Pretty much every time I write one of these pieces, I put in the midst – or usually the introduction – some kind of disclaimer that there’s never a miracle cure offered in a mental health discussion piece. Certainly not one of mine. There’s conversation, and hopefully there’s something in there that sparks something useful for someone, but nobody writes these pieces expecting to change the world. The aim is a little lower, but no less important: they’re written to try and make someone else’s world just a tiny bit better. That’s it. That’s the goal.

That said, they require a mindset to write, and truthfully, I’m not always in it. Sometimes, my head has taken a battering and a half – or it feels that way – and sitting down to pen something with a pay it forward undercurrent to it can be very difficult. This piece originally was really difficult. I feel as though I’ve been on the receiving end of a lot lately, not always fairly, and it’s difficult to process that and shape it into something constructive.

Which is why I haven’t.
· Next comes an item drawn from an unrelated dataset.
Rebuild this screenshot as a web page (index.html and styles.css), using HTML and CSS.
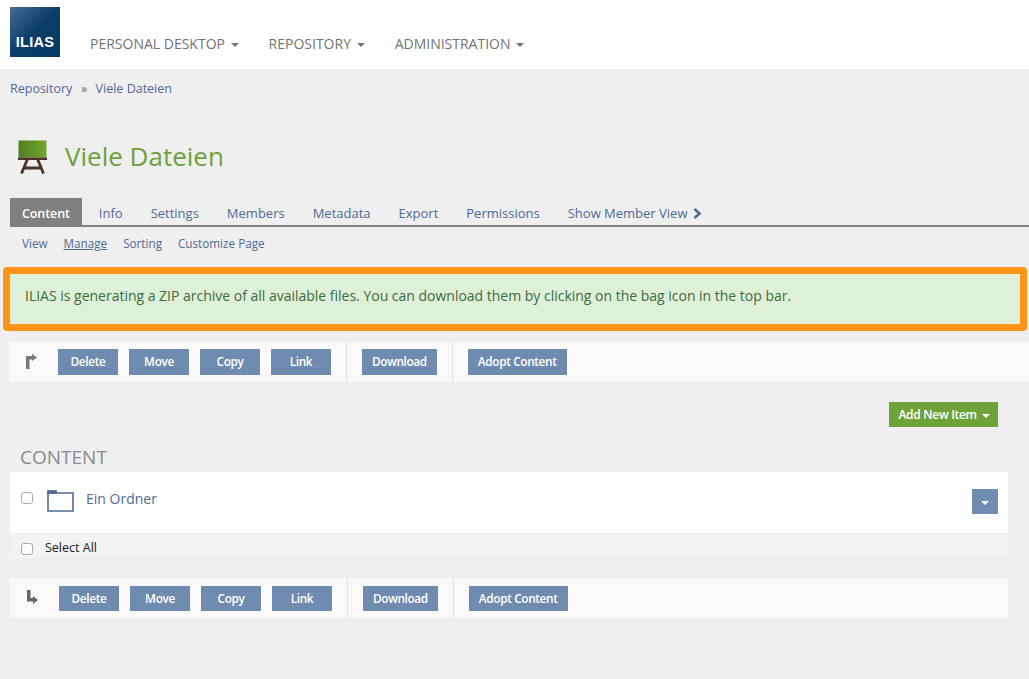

Instead, I just wanted to acknowledge that sometimes, no matter how hard we try, our heads simply aren’t in the zone. They’re not doing what we need them to do at the moment we need them to do it.

But that’s okay isn’t it? Sometimes, that needs to happen. Sometimes, the shit times have to score a win against us. And sometimes, you don’t get a fully formed article on a website (well, you rarely do where I’m concerned), and instead you get a stream of thoughts such as this one.

I don’t have any answers to what I’m writing here, and suspect that time will reset the old grey matter a bit and then I’ll be back up and running somewhere near top speed. Today though, I’m not. I’m feeling it, feeling a bit run down, feeling a bit battered, but still here and still going.

Sometimes, that’s about all you can do, and I think at the very least, acknowledging that isn’t a bad thing to do at all. Hence, this.